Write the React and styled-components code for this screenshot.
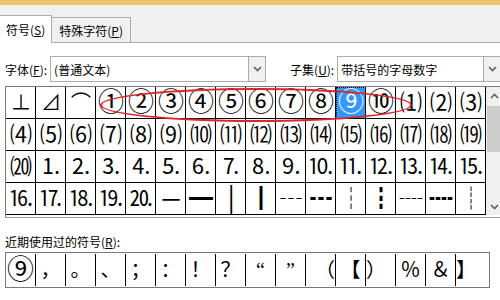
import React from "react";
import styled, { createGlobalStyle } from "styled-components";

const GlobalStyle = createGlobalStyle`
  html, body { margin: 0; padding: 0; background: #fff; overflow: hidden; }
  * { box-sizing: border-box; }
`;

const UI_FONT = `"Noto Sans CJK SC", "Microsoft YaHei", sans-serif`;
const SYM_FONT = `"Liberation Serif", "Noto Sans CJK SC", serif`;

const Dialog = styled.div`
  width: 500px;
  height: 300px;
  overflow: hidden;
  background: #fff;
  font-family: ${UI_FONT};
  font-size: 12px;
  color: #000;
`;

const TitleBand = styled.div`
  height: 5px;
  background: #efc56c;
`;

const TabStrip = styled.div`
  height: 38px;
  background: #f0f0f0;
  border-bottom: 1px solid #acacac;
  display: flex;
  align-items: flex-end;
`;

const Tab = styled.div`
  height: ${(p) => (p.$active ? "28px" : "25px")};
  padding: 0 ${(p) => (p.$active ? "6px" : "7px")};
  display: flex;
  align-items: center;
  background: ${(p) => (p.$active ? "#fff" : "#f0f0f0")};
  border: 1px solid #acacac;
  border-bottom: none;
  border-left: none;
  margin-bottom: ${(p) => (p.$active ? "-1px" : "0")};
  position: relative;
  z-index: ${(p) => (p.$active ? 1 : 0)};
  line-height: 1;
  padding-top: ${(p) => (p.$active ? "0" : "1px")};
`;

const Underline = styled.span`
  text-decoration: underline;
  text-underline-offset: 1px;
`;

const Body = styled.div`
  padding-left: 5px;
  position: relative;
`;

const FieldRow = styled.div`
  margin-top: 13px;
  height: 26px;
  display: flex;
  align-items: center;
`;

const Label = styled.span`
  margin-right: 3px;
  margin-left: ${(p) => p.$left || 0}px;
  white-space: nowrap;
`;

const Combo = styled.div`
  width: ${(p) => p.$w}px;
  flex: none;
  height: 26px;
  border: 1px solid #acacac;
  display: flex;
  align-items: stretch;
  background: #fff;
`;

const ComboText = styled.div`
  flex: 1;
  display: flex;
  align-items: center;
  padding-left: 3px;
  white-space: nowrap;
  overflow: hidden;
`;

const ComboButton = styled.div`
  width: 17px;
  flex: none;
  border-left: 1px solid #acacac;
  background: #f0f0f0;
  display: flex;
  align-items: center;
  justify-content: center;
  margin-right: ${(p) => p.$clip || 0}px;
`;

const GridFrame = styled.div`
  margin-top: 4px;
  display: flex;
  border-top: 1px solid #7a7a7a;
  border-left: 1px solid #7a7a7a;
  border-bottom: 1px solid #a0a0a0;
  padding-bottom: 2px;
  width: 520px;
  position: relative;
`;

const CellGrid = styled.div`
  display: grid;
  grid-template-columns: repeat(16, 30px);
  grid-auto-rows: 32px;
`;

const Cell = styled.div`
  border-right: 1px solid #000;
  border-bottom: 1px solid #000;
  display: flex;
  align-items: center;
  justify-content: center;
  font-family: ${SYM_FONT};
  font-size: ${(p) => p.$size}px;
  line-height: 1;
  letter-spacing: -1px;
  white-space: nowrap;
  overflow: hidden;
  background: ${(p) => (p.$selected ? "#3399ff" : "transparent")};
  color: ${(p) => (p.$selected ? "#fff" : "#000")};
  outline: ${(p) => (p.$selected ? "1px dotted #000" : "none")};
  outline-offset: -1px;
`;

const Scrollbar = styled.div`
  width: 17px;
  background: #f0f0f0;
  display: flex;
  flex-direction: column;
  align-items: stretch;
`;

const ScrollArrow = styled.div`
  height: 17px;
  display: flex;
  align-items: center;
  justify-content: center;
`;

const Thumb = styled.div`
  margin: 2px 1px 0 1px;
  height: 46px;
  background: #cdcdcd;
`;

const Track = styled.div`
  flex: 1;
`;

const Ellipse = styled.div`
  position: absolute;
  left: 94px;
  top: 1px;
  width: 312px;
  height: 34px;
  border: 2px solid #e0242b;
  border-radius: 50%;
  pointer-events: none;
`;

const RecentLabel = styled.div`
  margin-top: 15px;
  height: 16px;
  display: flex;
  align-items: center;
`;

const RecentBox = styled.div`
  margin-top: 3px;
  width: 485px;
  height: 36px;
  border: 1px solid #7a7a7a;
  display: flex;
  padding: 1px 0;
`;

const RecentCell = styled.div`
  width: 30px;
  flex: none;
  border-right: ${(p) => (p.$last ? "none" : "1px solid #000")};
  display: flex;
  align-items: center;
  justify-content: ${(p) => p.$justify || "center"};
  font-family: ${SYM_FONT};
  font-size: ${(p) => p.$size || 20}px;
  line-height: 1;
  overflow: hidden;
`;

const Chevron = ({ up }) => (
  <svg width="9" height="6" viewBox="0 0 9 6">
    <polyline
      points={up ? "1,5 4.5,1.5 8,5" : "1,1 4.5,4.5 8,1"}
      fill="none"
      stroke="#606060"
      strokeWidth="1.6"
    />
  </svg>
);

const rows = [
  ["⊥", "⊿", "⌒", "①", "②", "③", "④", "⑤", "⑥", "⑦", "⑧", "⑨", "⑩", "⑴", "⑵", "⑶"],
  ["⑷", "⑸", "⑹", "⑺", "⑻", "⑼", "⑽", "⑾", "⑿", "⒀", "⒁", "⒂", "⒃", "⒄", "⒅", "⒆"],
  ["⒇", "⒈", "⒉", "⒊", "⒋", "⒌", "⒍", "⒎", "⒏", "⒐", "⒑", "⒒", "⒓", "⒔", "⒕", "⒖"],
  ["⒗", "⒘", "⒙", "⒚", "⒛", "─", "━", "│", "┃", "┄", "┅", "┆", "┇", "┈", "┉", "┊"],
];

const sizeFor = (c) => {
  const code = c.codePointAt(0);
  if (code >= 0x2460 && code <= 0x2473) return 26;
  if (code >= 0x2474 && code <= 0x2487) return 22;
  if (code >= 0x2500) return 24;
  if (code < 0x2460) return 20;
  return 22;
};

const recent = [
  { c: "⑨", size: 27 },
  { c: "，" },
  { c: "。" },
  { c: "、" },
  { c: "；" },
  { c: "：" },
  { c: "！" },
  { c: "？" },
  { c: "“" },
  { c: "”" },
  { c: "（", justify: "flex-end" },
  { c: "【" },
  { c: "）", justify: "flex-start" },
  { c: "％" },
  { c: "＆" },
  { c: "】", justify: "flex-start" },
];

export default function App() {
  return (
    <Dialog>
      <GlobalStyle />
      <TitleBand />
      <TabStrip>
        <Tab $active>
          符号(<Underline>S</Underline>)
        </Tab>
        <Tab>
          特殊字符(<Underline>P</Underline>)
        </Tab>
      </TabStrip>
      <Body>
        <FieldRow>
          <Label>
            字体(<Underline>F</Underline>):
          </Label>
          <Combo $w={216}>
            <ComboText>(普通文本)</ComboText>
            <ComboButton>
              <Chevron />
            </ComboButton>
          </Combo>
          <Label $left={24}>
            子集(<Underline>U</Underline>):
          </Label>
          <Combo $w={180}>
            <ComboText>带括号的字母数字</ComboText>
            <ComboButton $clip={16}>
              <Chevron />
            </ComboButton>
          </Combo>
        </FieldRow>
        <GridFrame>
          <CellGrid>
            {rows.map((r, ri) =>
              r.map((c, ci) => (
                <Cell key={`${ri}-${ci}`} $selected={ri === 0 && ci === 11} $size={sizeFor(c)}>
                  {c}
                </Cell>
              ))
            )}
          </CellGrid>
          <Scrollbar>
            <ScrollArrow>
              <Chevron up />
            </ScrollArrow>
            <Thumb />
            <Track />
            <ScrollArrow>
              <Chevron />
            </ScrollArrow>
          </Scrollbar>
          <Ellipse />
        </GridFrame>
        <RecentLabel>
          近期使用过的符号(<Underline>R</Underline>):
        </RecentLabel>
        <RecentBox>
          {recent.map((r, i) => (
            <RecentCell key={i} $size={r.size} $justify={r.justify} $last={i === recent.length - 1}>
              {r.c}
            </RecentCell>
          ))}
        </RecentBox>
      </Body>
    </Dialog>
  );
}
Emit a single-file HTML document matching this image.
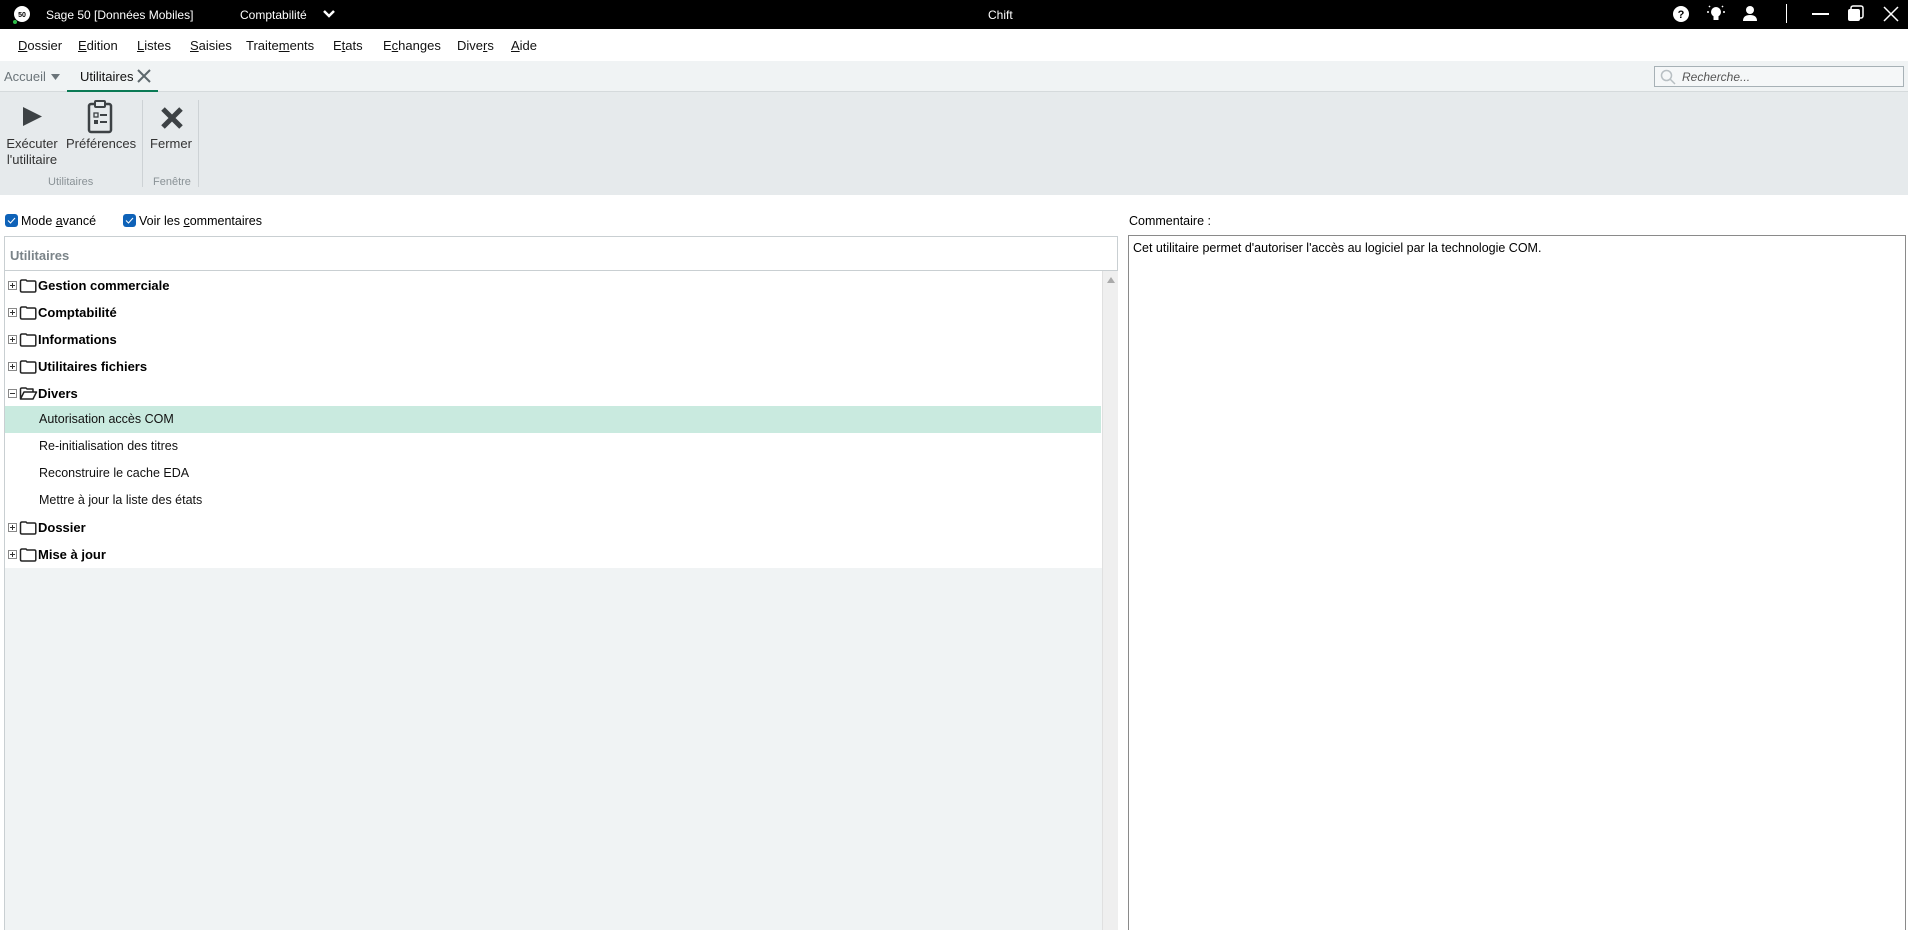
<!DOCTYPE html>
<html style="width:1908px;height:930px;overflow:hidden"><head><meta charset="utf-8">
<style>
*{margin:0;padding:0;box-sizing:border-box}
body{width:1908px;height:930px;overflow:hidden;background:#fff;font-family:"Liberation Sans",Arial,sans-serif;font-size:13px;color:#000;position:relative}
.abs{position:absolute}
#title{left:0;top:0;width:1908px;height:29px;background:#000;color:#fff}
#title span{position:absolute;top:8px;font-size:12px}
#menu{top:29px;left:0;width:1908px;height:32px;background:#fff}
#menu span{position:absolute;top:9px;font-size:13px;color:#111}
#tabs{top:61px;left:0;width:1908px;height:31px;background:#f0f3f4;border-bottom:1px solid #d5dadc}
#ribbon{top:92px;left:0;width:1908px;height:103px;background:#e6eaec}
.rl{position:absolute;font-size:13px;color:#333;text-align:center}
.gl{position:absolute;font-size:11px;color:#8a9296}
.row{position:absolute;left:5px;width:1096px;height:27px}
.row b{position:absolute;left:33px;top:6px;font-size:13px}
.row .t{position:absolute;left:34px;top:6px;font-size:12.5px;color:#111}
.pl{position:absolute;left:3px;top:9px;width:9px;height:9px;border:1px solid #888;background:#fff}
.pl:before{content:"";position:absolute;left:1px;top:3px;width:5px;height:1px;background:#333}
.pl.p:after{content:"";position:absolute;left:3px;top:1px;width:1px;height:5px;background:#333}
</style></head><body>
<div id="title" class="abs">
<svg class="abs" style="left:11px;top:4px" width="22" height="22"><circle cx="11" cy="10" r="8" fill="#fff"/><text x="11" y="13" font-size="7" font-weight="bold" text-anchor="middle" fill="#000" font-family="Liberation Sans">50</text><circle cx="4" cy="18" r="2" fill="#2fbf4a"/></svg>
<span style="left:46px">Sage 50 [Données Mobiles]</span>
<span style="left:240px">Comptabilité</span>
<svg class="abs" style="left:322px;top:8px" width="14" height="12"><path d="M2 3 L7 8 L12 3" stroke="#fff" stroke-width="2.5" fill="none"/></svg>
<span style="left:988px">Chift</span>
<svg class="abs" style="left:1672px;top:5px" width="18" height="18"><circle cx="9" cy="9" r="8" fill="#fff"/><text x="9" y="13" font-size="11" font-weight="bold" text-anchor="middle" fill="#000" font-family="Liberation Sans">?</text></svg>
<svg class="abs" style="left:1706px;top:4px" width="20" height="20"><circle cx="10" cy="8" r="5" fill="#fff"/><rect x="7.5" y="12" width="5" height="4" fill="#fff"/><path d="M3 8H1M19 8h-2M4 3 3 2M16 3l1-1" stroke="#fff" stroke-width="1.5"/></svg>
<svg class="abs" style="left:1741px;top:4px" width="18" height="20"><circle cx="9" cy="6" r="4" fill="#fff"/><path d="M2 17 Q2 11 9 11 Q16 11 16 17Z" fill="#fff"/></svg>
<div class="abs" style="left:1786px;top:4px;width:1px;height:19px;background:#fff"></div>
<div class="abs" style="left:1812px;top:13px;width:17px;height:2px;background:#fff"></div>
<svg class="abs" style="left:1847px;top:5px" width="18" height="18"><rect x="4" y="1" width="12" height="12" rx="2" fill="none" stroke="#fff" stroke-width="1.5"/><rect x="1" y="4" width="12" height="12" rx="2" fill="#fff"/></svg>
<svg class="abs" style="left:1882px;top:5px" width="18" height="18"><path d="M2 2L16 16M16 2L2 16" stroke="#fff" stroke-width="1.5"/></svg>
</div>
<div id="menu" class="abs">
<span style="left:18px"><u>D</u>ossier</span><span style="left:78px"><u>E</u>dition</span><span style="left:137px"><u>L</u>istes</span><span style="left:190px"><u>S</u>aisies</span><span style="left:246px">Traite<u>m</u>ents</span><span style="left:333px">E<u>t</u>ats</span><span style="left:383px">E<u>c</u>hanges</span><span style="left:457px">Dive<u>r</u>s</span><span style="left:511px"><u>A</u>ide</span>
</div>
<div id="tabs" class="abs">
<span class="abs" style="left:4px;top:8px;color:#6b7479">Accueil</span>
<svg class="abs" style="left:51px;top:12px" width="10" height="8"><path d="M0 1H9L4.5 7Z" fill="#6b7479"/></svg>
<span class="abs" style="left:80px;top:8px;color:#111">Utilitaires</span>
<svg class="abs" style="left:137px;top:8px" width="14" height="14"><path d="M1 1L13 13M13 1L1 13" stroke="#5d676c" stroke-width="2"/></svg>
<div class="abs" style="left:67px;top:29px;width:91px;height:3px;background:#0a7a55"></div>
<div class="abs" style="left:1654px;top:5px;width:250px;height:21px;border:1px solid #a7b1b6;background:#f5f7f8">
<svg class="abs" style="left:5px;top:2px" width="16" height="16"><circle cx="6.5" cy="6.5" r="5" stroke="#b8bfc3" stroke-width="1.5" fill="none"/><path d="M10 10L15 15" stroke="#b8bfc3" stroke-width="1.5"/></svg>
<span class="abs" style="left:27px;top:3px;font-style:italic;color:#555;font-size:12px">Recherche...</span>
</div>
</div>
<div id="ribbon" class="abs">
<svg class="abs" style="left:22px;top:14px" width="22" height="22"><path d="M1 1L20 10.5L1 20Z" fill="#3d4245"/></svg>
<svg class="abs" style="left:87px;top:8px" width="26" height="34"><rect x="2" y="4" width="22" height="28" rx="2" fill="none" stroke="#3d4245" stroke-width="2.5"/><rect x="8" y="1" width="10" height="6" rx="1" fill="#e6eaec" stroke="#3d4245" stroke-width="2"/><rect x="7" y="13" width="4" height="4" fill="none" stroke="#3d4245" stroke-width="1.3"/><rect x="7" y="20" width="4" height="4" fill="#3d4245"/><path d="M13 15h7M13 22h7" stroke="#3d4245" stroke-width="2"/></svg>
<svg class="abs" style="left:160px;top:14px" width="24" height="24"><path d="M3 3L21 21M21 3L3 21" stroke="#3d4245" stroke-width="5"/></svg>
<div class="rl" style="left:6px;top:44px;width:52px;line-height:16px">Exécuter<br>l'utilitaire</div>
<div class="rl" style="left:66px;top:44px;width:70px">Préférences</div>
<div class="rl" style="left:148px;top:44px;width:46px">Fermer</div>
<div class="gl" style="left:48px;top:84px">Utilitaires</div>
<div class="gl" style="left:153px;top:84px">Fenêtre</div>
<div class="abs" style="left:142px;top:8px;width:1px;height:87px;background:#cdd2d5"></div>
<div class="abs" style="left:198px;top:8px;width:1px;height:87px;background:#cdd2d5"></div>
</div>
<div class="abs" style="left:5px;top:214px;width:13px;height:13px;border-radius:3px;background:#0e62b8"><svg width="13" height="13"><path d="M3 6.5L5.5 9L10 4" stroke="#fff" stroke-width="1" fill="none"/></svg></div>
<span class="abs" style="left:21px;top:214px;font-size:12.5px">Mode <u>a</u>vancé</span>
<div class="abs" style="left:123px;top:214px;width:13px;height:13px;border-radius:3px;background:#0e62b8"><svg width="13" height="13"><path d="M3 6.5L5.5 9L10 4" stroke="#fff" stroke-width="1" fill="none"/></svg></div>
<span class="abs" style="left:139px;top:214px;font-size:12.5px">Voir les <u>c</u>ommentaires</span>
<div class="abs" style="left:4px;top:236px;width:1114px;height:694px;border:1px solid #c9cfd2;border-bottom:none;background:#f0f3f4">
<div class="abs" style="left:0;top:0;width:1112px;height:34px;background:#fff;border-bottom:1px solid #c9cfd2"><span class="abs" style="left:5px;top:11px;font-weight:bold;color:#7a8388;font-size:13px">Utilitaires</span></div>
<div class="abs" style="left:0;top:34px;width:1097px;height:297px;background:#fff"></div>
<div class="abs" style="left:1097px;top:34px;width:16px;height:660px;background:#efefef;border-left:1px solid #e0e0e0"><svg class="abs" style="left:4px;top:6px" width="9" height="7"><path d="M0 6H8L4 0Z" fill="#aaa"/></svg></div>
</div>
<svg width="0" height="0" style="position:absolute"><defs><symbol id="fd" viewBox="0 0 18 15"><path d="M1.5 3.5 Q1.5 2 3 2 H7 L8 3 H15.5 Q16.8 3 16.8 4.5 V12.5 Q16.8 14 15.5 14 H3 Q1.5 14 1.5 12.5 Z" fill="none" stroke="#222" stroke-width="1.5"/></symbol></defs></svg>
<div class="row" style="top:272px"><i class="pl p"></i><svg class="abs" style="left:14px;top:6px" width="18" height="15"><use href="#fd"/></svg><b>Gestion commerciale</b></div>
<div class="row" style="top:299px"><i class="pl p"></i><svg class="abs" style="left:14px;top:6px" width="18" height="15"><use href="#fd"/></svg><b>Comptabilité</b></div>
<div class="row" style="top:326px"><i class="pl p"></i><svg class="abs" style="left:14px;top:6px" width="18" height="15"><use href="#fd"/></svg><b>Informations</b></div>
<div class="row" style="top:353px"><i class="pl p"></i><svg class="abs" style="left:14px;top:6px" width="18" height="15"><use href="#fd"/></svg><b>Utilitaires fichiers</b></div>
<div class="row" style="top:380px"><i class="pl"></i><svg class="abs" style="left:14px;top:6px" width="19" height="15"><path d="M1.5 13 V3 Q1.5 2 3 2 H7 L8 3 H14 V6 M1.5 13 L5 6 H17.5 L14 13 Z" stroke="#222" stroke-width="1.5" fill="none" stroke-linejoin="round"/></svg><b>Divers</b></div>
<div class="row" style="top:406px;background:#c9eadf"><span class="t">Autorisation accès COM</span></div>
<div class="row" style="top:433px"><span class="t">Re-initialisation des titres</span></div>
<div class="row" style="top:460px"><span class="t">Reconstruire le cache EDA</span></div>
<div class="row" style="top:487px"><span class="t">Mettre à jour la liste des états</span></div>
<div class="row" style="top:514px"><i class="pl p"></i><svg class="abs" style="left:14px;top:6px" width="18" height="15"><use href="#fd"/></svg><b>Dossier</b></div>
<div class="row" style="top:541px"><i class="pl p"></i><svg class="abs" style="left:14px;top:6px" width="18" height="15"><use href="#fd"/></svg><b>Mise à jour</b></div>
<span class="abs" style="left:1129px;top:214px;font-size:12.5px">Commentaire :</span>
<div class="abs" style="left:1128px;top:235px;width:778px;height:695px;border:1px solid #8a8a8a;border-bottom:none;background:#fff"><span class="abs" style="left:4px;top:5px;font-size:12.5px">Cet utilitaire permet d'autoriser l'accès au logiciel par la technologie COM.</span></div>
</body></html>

-*-*-

[TASK INSTRUCTIONS]
A line counts if it holds the word "components". How many lines of the entries count? Give the number only.

[RESPONSE]
2